3. Extrusion – extrusion is done at a steady rate at a pressure that will ensure the material is suitable for stretching. It is essential that the extrusion pressure sits within an acceptable range. If the pressure is too low, it would mean a weak extrudate, that might break during stretching. A high pressure is good, but too high might mean that the extrudate is too hard to stretch.

4. Drying – the drying process is needed in order to remove the naphtha from the material. The only purpose of the naphtha is to aid extrusion, so once that it done, it need not be present in the material. Furthermore, as the material would soon be heated to a high temperature, it is imperative that all traces of the naphtha are removed for the purpose of safety.

5. Stretching – the stretching process involves three sub-parameters, all of which combine to ensure the final product is as required.

a. Temperature – the temperature needs to be set to ensure the material is heated, but not over-heated. Over-heating would mean that the PTFE gets sintered, which we do not want. ePTFE is a semi-sintered material, so the heat must be just enough to ensure that the ePTFE stays soft.

b. Stretch ratio – the rate at which the profile is stretched will define the density of the final product. Lower densities would call for a higher-stretch rate. However, care needs to be taken at the extrusion stage to ensure that material is capable of taking higher stretch rates. Typically, an ePTFE profile would have a specific gravity of between 0.55 and 0.75. However, in the event that the product needs a lower density, a much higher stretch would need to be given.
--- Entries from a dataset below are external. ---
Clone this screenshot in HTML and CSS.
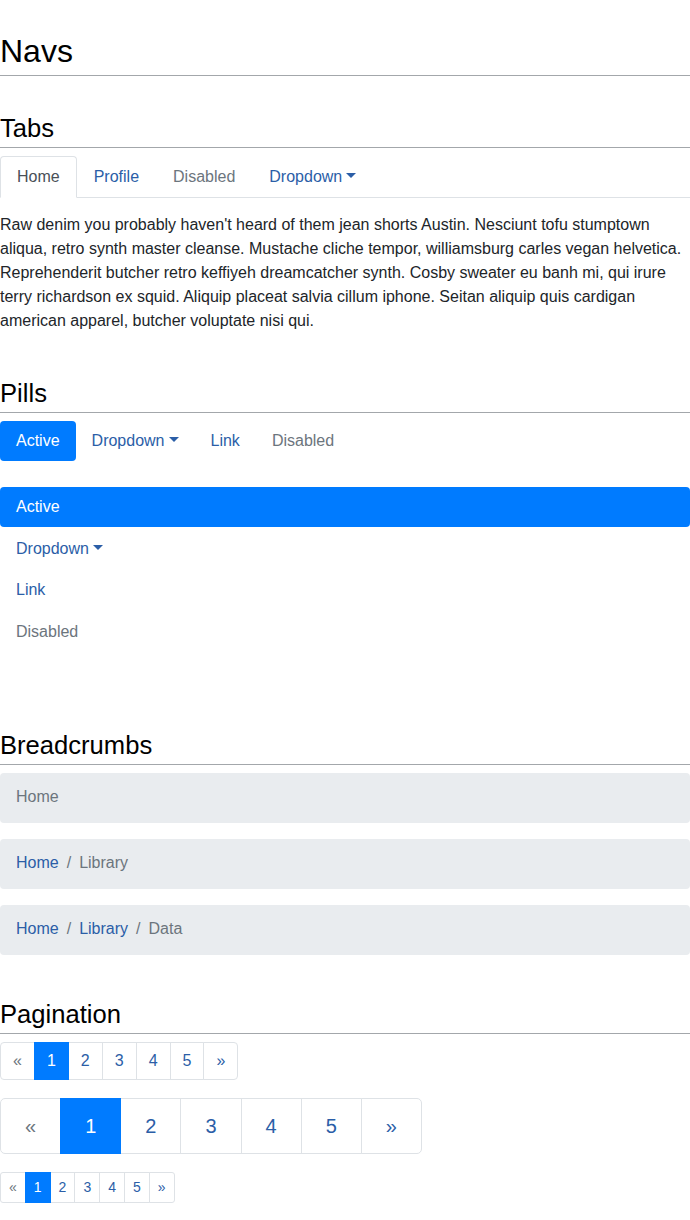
FILE: index.html
```html
<!DOCTYPE html>
<html lang="en">
<head>
<meta charset="utf-8">
<title>Navs</title>
<link rel="stylesheet" href="styles.css">
</head>
<body>
<h1 class="page-title">Navs</h1>

<section class="section section-tabs">
  <h2 class="section-title">Tabs</h2>
  <ul class="tabs">
    <li><a class="tab active">Home</a></li>
    <li><a class="tab">Profile</a></li>
    <li><a class="tab disabled">Disabled</a></li>
    <li><a class="tab caret">Dropdown</a></li>
  </ul>
  <div class="tab-content">
    <p>Raw denim you probably haven't heard of them jean shorts Austin. Nesciunt tofu stumptown aliqua, retro synth master cleanse. Mustache cliche tempor, williamsburg carles vegan helvetica. Reprehenderit butcher retro keffiyeh dreamcatcher synth. Cosby sweater eu banh mi, qui irure terry richardson ex squid. Aliquip placeat salvia cillum iphone. Seitan aliquip quis cardigan american apparel, butcher voluptate nisi qui.</p>
  </div>
</section>

<section class="section section-pills">
  <h2 class="section-title">Pills</h2>
  <ul class="pills">
    <li><a class="pill active">Active</a></li>
    <li><a class="pill caret">Dropdown</a></li>
    <li><a class="pill">Link</a></li>
    <li><a class="pill disabled">Disabled</a></li>
  </ul>
  <ul class="pills stacked">
    <li><a class="pill active">Active</a></li>
    <li><a class="pill caret">Dropdown</a></li>
    <li><a class="pill">Link</a></li>
    <li><a class="pill disabled">Disabled</a></li>
  </ul>
</section>

<section class="section section-crumbs">
  <h2 class="section-title">Breadcrumbs</h2>
  <ol class="breadcrumb">
    <li class="crumb current">Home</li>
  </ol>
  <ol class="breadcrumb">
    <li class="crumb"><a>Home</a></li>
    <li class="crumb current">Library</li>
  </ol>
  <ol class="breadcrumb">
    <li class="crumb"><a>Home</a></li>
    <li class="crumb"><a>Library</a></li>
    <li class="crumb current">Data</li>
  </ol>
</section>

<section class="section section-pages">
  <h2 class="section-title">Pagination</h2>
  <ul class="pagination">
    <li class="page disabled"><a>&laquo;</a></li>
    <li class="page active"><a>1</a></li>
    <li class="page"><a>2</a></li>
    <li class="page"><a>3</a></li>
    <li class="page"><a>4</a></li>
    <li class="page"><a>5</a></li>
    <li class="page"><a>&raquo;</a></li>
  </ul>
  <ul class="pagination pagination-lg">
    <li class="page disabled"><a>&laquo;</a></li>
    <li class="page active"><a>1</a></li>
    <li class="page"><a>2</a></li>
    <li class="page"><a>3</a></li>
    <li class="page"><a>4</a></li>
    <li class="page"><a>5</a></li>
    <li class="page"><a>&raquo;</a></li>
  </ul>
  <ul class="pagination pagination-sm">
    <li class="page disabled"><a>&laquo;</a></li>
    <li class="page active"><a>1</a></li>
    <li class="page"><a>2</a></li>
    <li class="page"><a>3</a></li>
    <li class="page"><a>4</a></li>
    <li class="page"><a>5</a></li>
    <li class="page"><a>&raquo;</a></li>
  </ul>
</section>
</body>
</html>
```

FILE: styles.css
```css
* { box-sizing: border-box; }

html, body {
  margin: 0;
  padding: 0;
  background: #fff;
}

body {
  font-family: "Liberation Sans", Arial, sans-serif;
  font-size: 16px;
  line-height: 1.5;
  color: #212529;
}

a { text-decoration: none; cursor: pointer; }

ul, ol { list-style: none; margin: 0; padding: 0; }

p { margin: 0; }

.page-title {
  margin: 27px 0 0;
  font-size: 32px;
  font-weight: 400;
  line-height: 48px;
  color: #000;
  border-bottom: 1px solid #a3a7ab;
}

.section-title {
  margin: 0 0 8px;
  font-size: 25.6px;
  font-weight: 400;
  line-height: 38px;
  color: #000;
  border-bottom: 1px solid #a3a7ab;
}

.section-tabs { margin-top: 33px; }
.section-pills { margin-top: 41px; }
.section-crumbs { margin-top: 74px; }
.section-pages { margin-top: 40px; }

/* Tabs */
.tabs {
  display: flex;
  border-bottom: 1px solid #dee2e6;
}
.tabs li { margin-bottom: -1px; }
.tab {
  display: block;
  padding: 8px 16px;
  border: 1px solid transparent;
  border-radius: 4px 4px 0 0;
  color: #2b5ea7;
}
.tab.active {
  color: #495057;
  background: #fff;
  border-color: #dee2e6 #dee2e6 #fff;
}
.tab.disabled { color: #6c757d; }

.tab-content { margin-top: 15px; }

/* caret */
.caret::after {
  content: "";
  display: inline-block;
  margin-left: 4px;
  vertical-align: 4px;
  border-top: 5px solid;
  border-right: 5px solid transparent;
  border-left: 5px solid transparent;
  border-bottom: 0;
}

/* Pills */
.pills { display: flex; }
.pill {
  display: block;
  padding: 8px 16px;
  border-radius: 4px;
  color: #2b5ea7;
}
.pill.active { background: #007bff; color: #fff; }
.pill.disabled { color: #6c757d; }

.pills.stacked {
  flex-direction: column;
  gap: 1.7px;
  margin-top: 26px;
}

/* Breadcrumbs */
.breadcrumb {
  display: flex;
  padding: 12px 16px 14px;
  margin-bottom: 16px;
  background: #e9ecef;
  border-radius: 4px;
}
.crumb a { color: #2b5ea7; }
.crumb.current { color: #6c757d; }
.crumb + .crumb { padding-left: 8px; }
.crumb + .crumb::before {
  content: "/";
  padding-right: 8px;
  color: #6c757d;
}

/* Pagination */
.pagination {
  display: flex;
  margin-bottom: 18px;
}
.pagination:last-child { margin-bottom: 0; }
.page a {
  display: block;
  padding: 8px 12px;
  margin-left: -1px;
  line-height: 20px;
  color: #2b5ea7;
  background: #fff;
  border: 1px solid #dee2e6;
}
.page:first-child a {
  margin-left: 0;
  border-radius: 4px 0 0 4px;
}
.page:last-child a { border-radius: 0 4px 4px 0; }
.page.active a {
  position: relative;
  z-index: 1;
  color: #fff;
  background: #007bff;
  border-color: #007bff;
}
.page.disabled a { color: #6c757d; }

.pagination-lg .page a {
  padding: 12px 24px;
  font-size: 20px;
  line-height: 30px;
}
.pagination-lg .page:first-child a { border-radius: 5px 0 0 5px; }
.pagination-lg .page:last-child a { border-radius: 0 5px 5px 0; }

.pagination-sm .page a {
  padding: 4px 8px;
  font-size: 14px;
  line-height: 21px;
}
.pagination-sm .page:first-child a { border-radius: 3px 0 0 3px; }
.pagination-sm .page:last-child a { border-radius: 0 3px 3px 0; }
```
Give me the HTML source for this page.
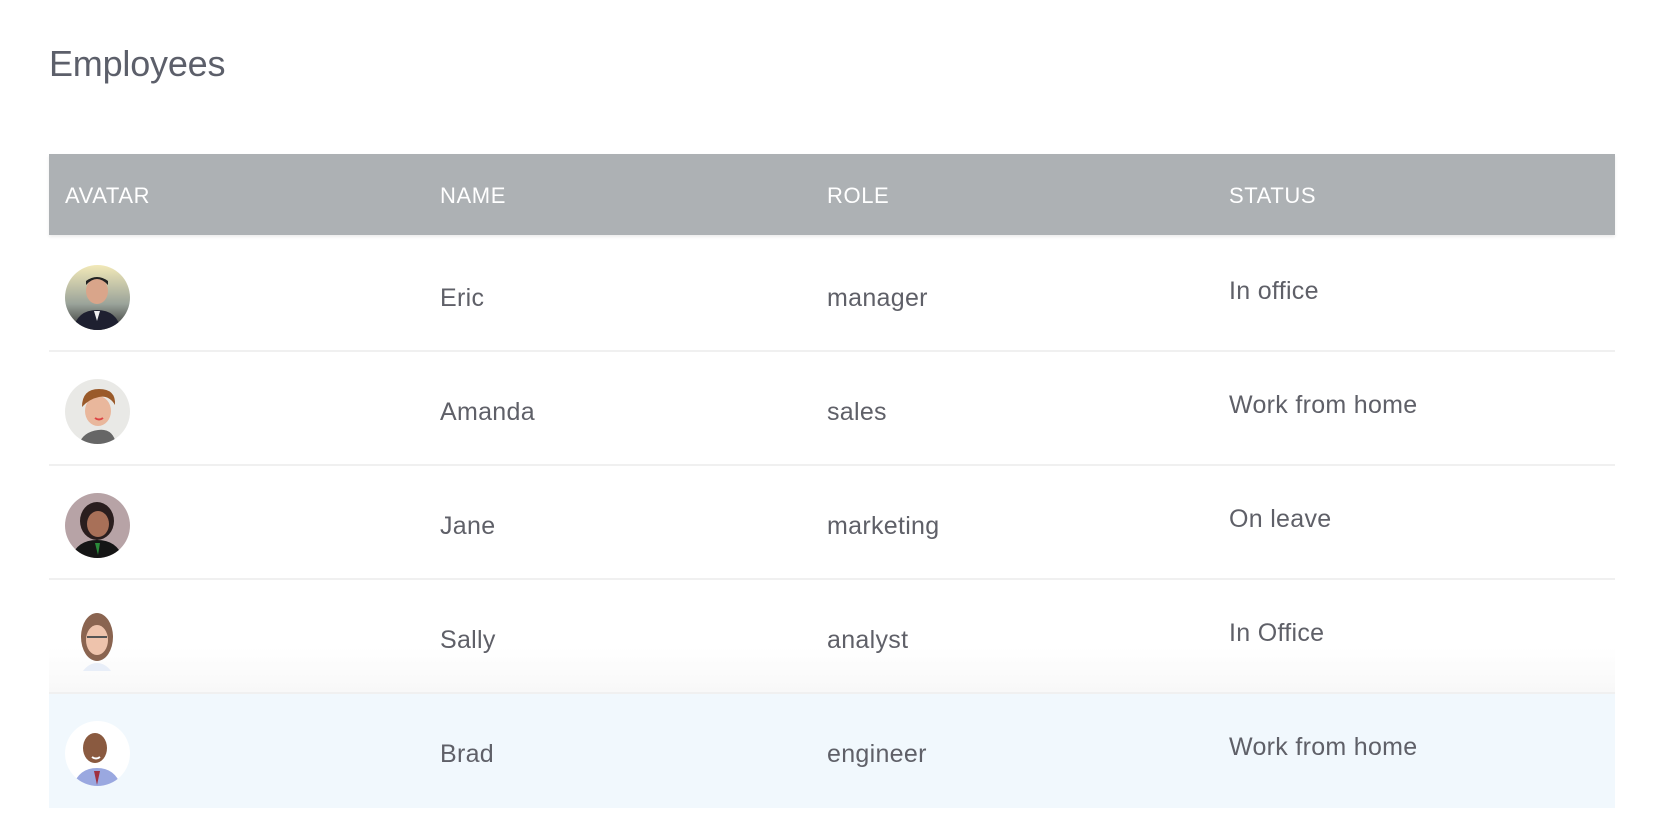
<!DOCTYPE html>
<html><head><meta charset="utf-8"><style>
*{margin:0;padding:0;box-sizing:border-box}
body{width:1656px;height:822px;background:#fff;font-family:"Liberation Sans",sans-serif;color:#5f6068;position:relative;overflow:hidden}
h1{position:absolute;left:49px;top:43px;font-size:36px;font-weight:normal;color:#5c5f6a;letter-spacing:-0.2px}
.hdr{position:absolute;left:49px;top:154px;width:1566px;height:81px;background:#adb1b4;box-shadow:0 2px 3px rgba(0,0,0,.08)}
.hdr span{position:absolute;top:29px;font-size:22px;color:#fff;letter-spacing:0.6px}
.row{position:absolute;left:49px;width:1566px;height:114px;border-bottom:2px solid #f0f0f0}
.row span{position:absolute;font-size:25px;color:#5f6068;letter-spacing:0.3px}
.n{left:391px;top:46px}.r{left:778px;top:46px}.s{left:1180px;top:39px}
.av{position:absolute;left:16px;top:27px;width:65px;height:65px;border-radius:50%;overflow:hidden}
</style></head><body>
<h1>Employees</h1>
<div class="hdr"><span style="left:16px">AVATAR</span><span style="left:391px">NAME</span><span style="left:778px">ROLE</span><span style="left:1180px">STATUS</span></div>

<div class="row" style="top:238px"><div class="av"><svg width="65" height="65"><defs><linearGradient id="g1" x1="0" y1="0" x2="0" y2="1"><stop offset="0" stop-color="#f2e9b8"/><stop offset=".6" stop-color="#9aa39a"/><stop offset="1" stop-color="#333"/></linearGradient></defs><rect width="65" height="65" fill="url(#g1)"/><ellipse cx="32" cy="26" rx="11" ry="13" fill="#d9a58a"/><path d="M21 20q11-12 22 0v-4q-11-8-22 0z" fill="#222"/><path d="M8 65q4-20 24-20t24 20z" fill="#1e2030"/><path d="M29 46l3 10 3-10z" fill="#eee"/></svg></div><span class="n">Eric</span><span class="r">manager</span><span class="s">In office</span></div>

<div class="row" style="top:352px"><div class="av"><svg width="65" height="65"><rect width="65" height="65" fill="#e9e9e6"/><ellipse cx="33" cy="32" rx="13" ry="15" fill="#e9b79c"/><path d="M17 28q0-18 17-18t16 16q-6-10-16-8t-17 10z" fill="#9a5a2a"/><path d="M30 39q4 3 8 0" stroke="#d44" stroke-width="2" fill="none"/><path d="M14 65q4-12 19-14t18 14z" fill="#666"/></svg></div><span class="n">Amanda</span><span class="r">sales</span><span class="s">Work from home</span></div>

<div class="row" style="top:466px"><div class="av"><svg width="65" height="65"><rect width="65" height="65" fill="#b7a3a6"/><ellipse cx="32" cy="28" rx="17" ry="19" fill="#2a1e1e"/><ellipse cx="33" cy="31" rx="11" ry="13" fill="#a87058"/><path d="M6 65q6-18 26-18t26 18z" fill="#151515"/><path d="M30 50l3 12 2-12z" fill="#2a8a3a"/></svg></div><span class="n">Jane</span><span class="r">marketing</span><span class="s">On leave</span></div>

<div class="row" style="top:580px;background:linear-gradient(#fff 60%,#f8f8f8)"><div class="av" style="border-radius:0"><svg width="65" height="65"><ellipse cx="32" cy="30" rx="16" ry="24" fill="#8a6450"/><ellipse cx="32" cy="33" rx="11" ry="15" fill="#eec3ac"/><path d="M22 30h20" stroke="#555" stroke-width="2"/><path d="M18 64q6-8 14-8t14 8z" fill="#e8eef8"/></svg></div><span class="n">Sally</span><span class="r">analyst</span><span class="s">In Office</span></div>

<div class="row" style="top:694px;background:#f1f8fd;border-bottom:none;height:114px"><div class="av"><svg width="65" height="65"><rect width="65" height="65" fill="#fff"/><ellipse cx="30" cy="27" rx="12" ry="15" fill="#8a5a40"/><path d="M27 36q4 3 8 0" stroke="#fff" stroke-width="2" fill="none"/><path d="M8 65q6-18 24-18t24 18z" fill="#9aa8e0"/><path d="M29 50l3 14 3-14z" fill="#a03040"/></svg></div><span class="n">Brad</span><span class="r">engineer</span><span class="s">Work from home</span></div>
</body></html>
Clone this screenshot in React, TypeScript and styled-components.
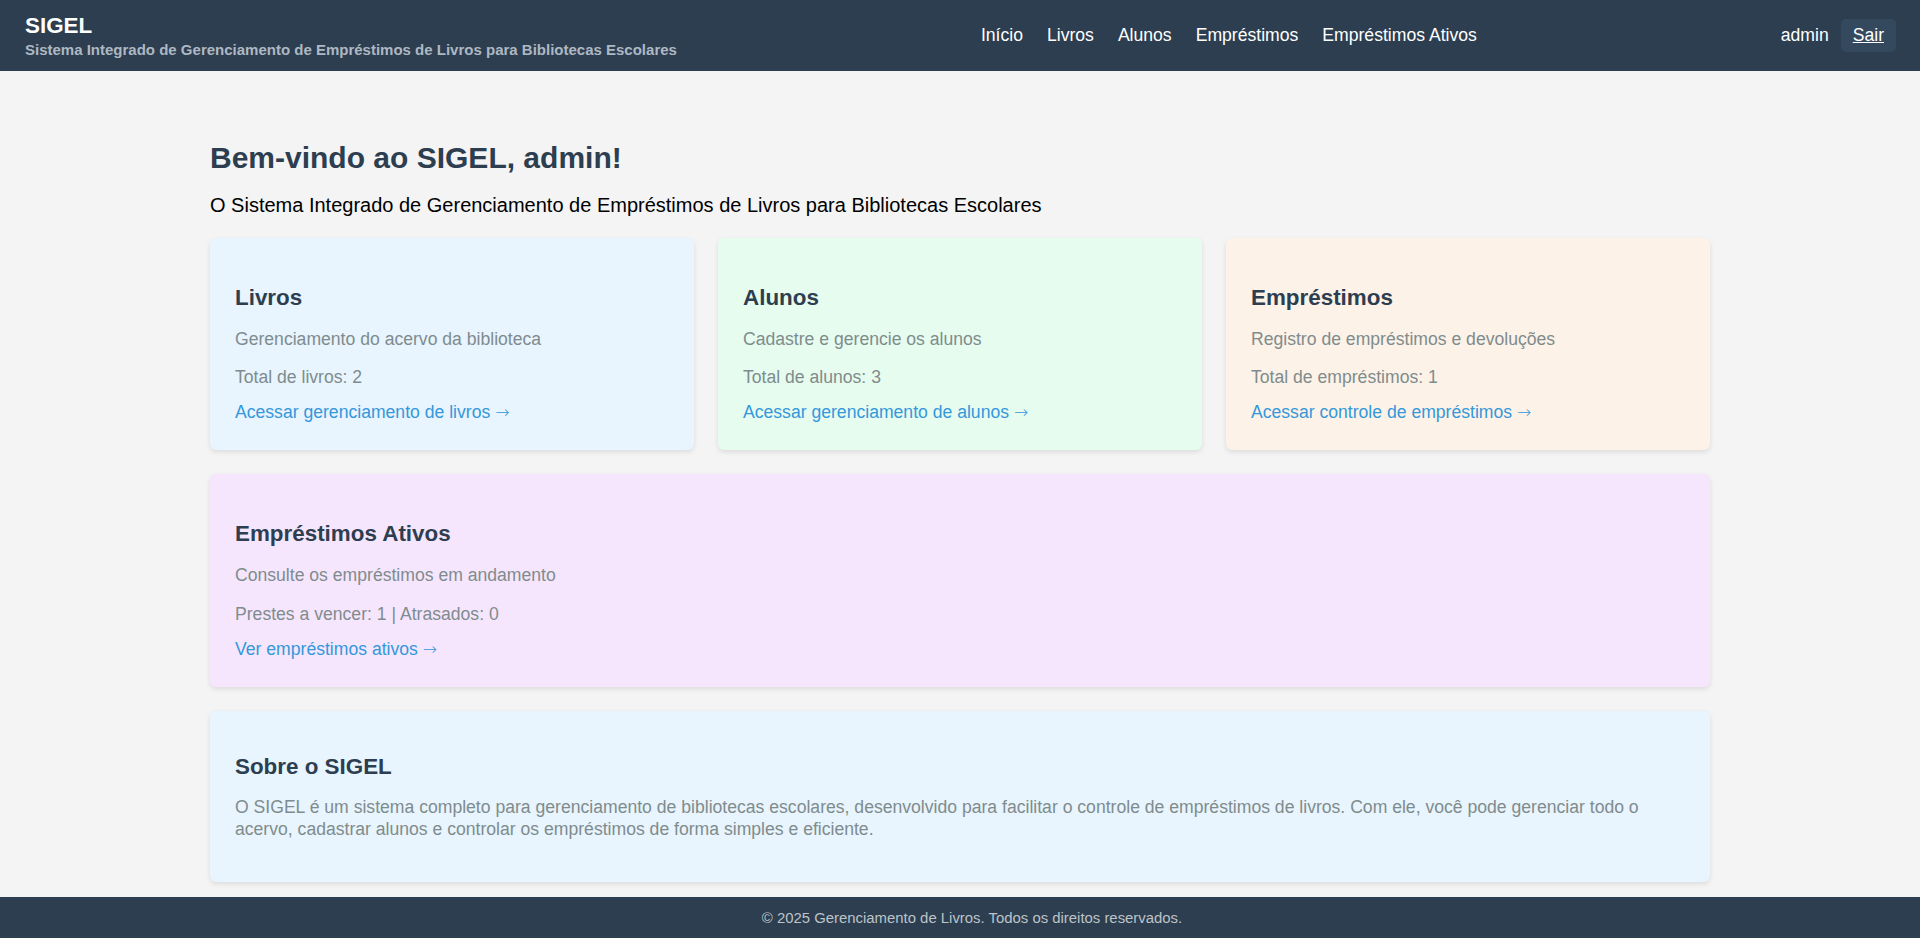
import React from "react";
import styled, { createGlobalStyle } from "styled-components";

const GlobalStyle = createGlobalStyle`
  html, body {
    margin: 0;
    padding: 0;
  }
  body {
    background: #f4f4f4;
    font-family: "Liberation Sans", Arial, Helvetica, sans-serif;
    color: #000;
  }
  * { box-sizing: border-box; }
`;

const Page = styled.div`
  min-height: 100vh;
  display: flex;
  flex-direction: column;
`;

const Header = styled.header`
  background: #2c3e50;
  padding: 13px 24px 13px 25px;
  display: flex;
  align-items: center;
  justify-content: space-between;
`;

const Brand = styled.div`
  display: flex;
  flex-direction: column;
`;

const Logo = styled.div`
  color: #fff;
  font-size: 22.4px;
  font-weight: 700;
  line-height: 25.7px;
`;

const Tagline = styled.div`
  color: #aeb8c3;
  font-size: 15px;
  font-weight: 700;
  line-height: 17.2px;
  margin-top: 2px;
`;

const Nav = styled.nav`
  display: flex;
  align-items: center;
  gap: 24px;
`;

const NavLink = styled.a`
  color: #fff;
  text-decoration: none;
  font-size: 17.6px;
  line-height: 20.2px;
`;

const UserArea = styled.div`
  display: flex;
  align-items: center;
  gap: 12px;
`;

const UserName = styled.span`
  color: #fff;
  font-size: 17.6px;
  line-height: 20.2px;
`;

const LogoutButton = styled.button`
  background: #34495e;
  color: #fff;
  border: none;
  border-radius: 5px;
  padding: 6.4px 12px;
  font-family: inherit;
  font-size: 17.6px;
  line-height: 20.2px;
  text-decoration: underline;
  cursor: pointer;
`;

const Main = styled.main`
  flex: 1;
  padding: 70px 0 15px;
`;

const Container = styled.div`
  width: 100%;
  max-width: 1500px;
  margin: 0 auto;
`;

const Title = styled.h1`
  margin: 0;
  color: #2c3e50;
  font-size: 30px;
  font-weight: 700;
  line-height: 34.5px;
`;

const Lead = styled.p`
  margin: 18.3px 0 0;
  font-size: 20px;
  line-height: 23px;
  color: #000;
`;

const CardGrid = styled.div`
  margin-top: 21.1px;
  display: grid;
  grid-template-columns: repeat(3, 1fr);
  gap: 24px;
`;

const Card = styled.section<{ $bg: string; $wide?: boolean; $about?: boolean }>`
  background: ${(p) => p.$bg};
  border-radius: 6px;
  box-shadow: 0 2px 5px rgba(0, 0, 0, 0.1);
  padding: 24px 24px ${(p) => (p.$about ? "24px" : "27.6px")} 25px;
  grid-column: ${(p) => (p.$wide ? "1 / -1" : "auto")};
`;

const CardTitle = styled.h3<{ $about?: boolean }>`
  margin: ${(p) => (p.$about ? "19.5px 0 17.3px" : "22.9px 0 18.6px")};
  color: #2c3e50;
  font-size: 22.4px;
  font-weight: 700;
  line-height: 25.74px;
`;

const CardText = styled.p<{ $gap?: number; $lh?: number }>`
  margin: 0 0 ${(p) => p.$gap ?? 18}px;
  color: #7f8c8d;
  font-size: 17.6px;
  line-height: ${(p) => p.$lh ?? 20.22}px;
`;

const CardLink = styled.a`
  display: block;
  color: #3498db;
  text-decoration: none;
  font-size: 17.6px;
  line-height: 20.22px;
`;

const Arrow = styled.span`
  font-family: "DejaVu Sans", sans-serif;
  font-size: 17px;
  font-weight: 300;
`;

const Footer = styled.footer`
  background: #2c3e50;
  color: #bdc3c7;
  text-align: center;
  font-size: 14.9px;
  line-height: 17.2px;
  padding: 12.4px 0 12.4px 24px;
`;

type Feature = {
  title: string;
  desc: string;
  stat: string;
  link: string;
  bg: string;
  wide?: boolean;
};

const features: Feature[] = [
  {
    title: "Livros",
    desc: "Gerenciamento do acervo da biblioteca",
    stat: "Total de livros: 2",
    link: "Acessar gerenciamento de livros",
    bg: "#e8f4fe",
  },
  {
    title: "Alunos",
    desc: "Cadastre e gerencie os alunos",
    stat: "Total de alunos: 3",
    link: "Acessar gerenciamento de alunos",
    bg: "#e6fcef",
  },
  {
    title: "Empréstimos",
    desc: "Registro de empréstimos e devoluções",
    stat: "Total de empréstimos: 1",
    link: "Acessar controle de empréstimos",
    bg: "#fdf2e7",
  },
  {
    title: "Empréstimos Ativos",
    desc: "Consulte os empréstimos em andamento",
    stat: "Prestes a vencer: 1 | Atrasados: 0",
    link: "Ver empréstimos ativos",
    bg: "#f6e6fd",
    wide: true,
  },
];

export default function App() {
  return (
    <Page>
      <GlobalStyle />
      <Header>
        <Brand>
          <Logo>SIGEL</Logo>
          <Tagline>
            Sistema Integrado de Gerenciamento de Empréstimos de Livros para Bibliotecas Escolares
          </Tagline>
        </Brand>
        <Nav>
          <NavLink href="#">Início</NavLink>
          <NavLink href="#">Livros</NavLink>
          <NavLink href="#">Alunos</NavLink>
          <NavLink href="#">Empréstimos</NavLink>
          <NavLink href="#">Empréstimos Ativos</NavLink>
        </Nav>
        <UserArea>
          <UserName>admin</UserName>
          <LogoutButton type="button">Sair</LogoutButton>
        </UserArea>
      </Header>

      <Main>
        <Container>
          <Title>Bem-vindo ao SIGEL, admin!</Title>
          <Lead>
            O Sistema Integrado de Gerenciamento de Empréstimos de Livros para Bibliotecas Escolares
          </Lead>

          <CardGrid>
            {features.map((f) => (
              <Card key={f.title} $bg={f.bg} $wide={f.wide}>
                <CardTitle>{f.title}</CardTitle>
                <CardText>{f.desc}</CardText>
                <CardText $gap={15}>{f.stat}</CardText>
                <CardLink href="#">
                  {f.link} <Arrow>→</Arrow>
                </CardLink>
              </Card>
            ))}
            <Card $bg="#e8f4fe" $wide $about>
              <CardTitle as="h2" $about>
                Sobre o SIGEL
              </CardTitle>
              <CardText $lh={21.6}>
                O SIGEL é um sistema completo para gerenciamento de bibliotecas escolares, desenvolvido
                para facilitar o controle de empréstimos de livros. Com ele, você pode gerenciar todo o
                acervo, cadastrar alunos e controlar os empréstimos de forma simples e eficiente.
              </CardText>
            </Card>
          </CardGrid>
        </Container>
      </Main>

      <Footer>© 2025 Gerenciamento de Livros. Todos os direitos reservados.</Footer>
    </Page>
  );
}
c. Speed – the speed of the system feeds back to the temperature. A slow speed may be needed for higher cross-section profiles, but this would also mean the material spends more time in the heat and can get over-cured. In general, speed needs to be adjusted after setting the rest of the parameters, such that the final product achieves the right properties

6. Final curing – even after the stretching process, ePTFE Tapes have a habit of ‘breathing in’. Expanded PTFE tapes – especially those that have been stretched at high rates – will try and pull back into themselves. This is mainly a factor when the material is still cooling and results in both a shortening of length and an increase in density. Therefore, special spooling techniques need to be incorporated in order to ensure that the material holds its properties. Typically, once the material has cooled down sufficiently, it will stabilise.

There are other nuances, apart from the ones mentioned above. While the specific technical parameters are kept intentionally vague, we hope that this serves to illustrate the complexities involved in the manufacture of ePTFE (expanded PTFE) gasket tapes.